In Duke Energy’s DeLand Operations Center in Florida, Senior Administrative Assistant Michelle Lee supports the government and community relations team, which works closely with public officials and emergency operations centers during storms to ensure critical services can be restored as safely and quickly as possible. Critical services often support first responders and ensure safe public drinking water and sewer services.
"I get great satisfaction in being part of such a great team,” said Lee, who has worked for Duke Energy 23 years. “It provides me an opportunity to build great relationships with community members, nonprofit organizations, and fellow employees.”
Lee and her co-workers are often called on at any hour of the day or night to help keep the lights on, “When our customers go through significant events like Hurricane Dorian,” Lee said, “everyone watches out for each other, to get our lives back to normal as soon as possible.”
In Florida, the storm that wasn’t … was still filled with purpose
Dorian is the 10th hurricane I’ve worked in my career. I’ve traveled with line crews plenty of times, but during this deployment, I went airborne in a bucket truck for the first time.
I insisted local media go up with me to take photos and videos. As we inched to the sky, the bucket truck swayed, and our heart raced from the jolt of adrenaline. From 50 feet up, we saw what ready looked like.

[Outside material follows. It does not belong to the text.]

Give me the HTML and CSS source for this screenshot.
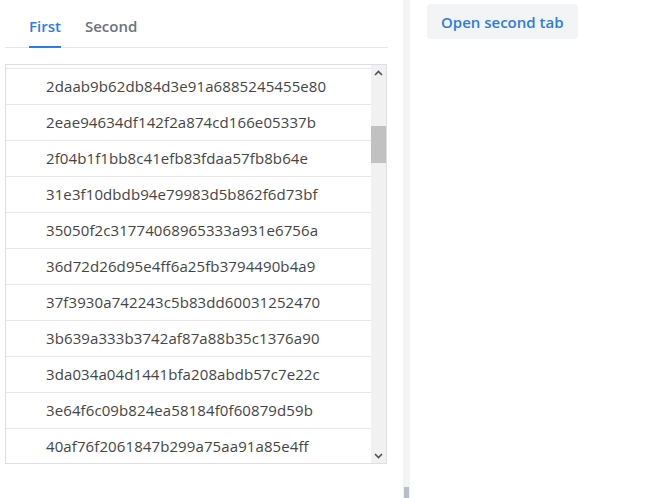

“Wow, this is incredible,” exclaimed Daily Commercial photographer Paul Ryan. “I could stay up here all day.”
Duke Energy started mobilizing 6,500 workers in Florida a week ago. The 135-acre mustering spot in The Villages of Sumter County alone had more than 5,000 workers and 7,000 line and tree-trimming trucks and specialty vehicles ready to roll.
Canadian lineworker Shane Hastings described Dorian as “painstakingly slow,” and Orlando radio host Rick Stacy jokingly called it the most inconsiderate storm in history.
Still, Duke Energy needed to prepare with determination.
In the end, Dorian was the storm that wasn’t in Florida, and that’s a good thing. As quickly as workers set up the mustering spots, they broke them down and released line crews. Many are heading to the Carolinas to help with restoration efforts.
For me, experiencing the camaraderie among the crews and working with Duke Energy employees like Joe Hulett made the 3:30 a.m. wake-up calls, long hours, soaking rain and steamy heat worthwhile.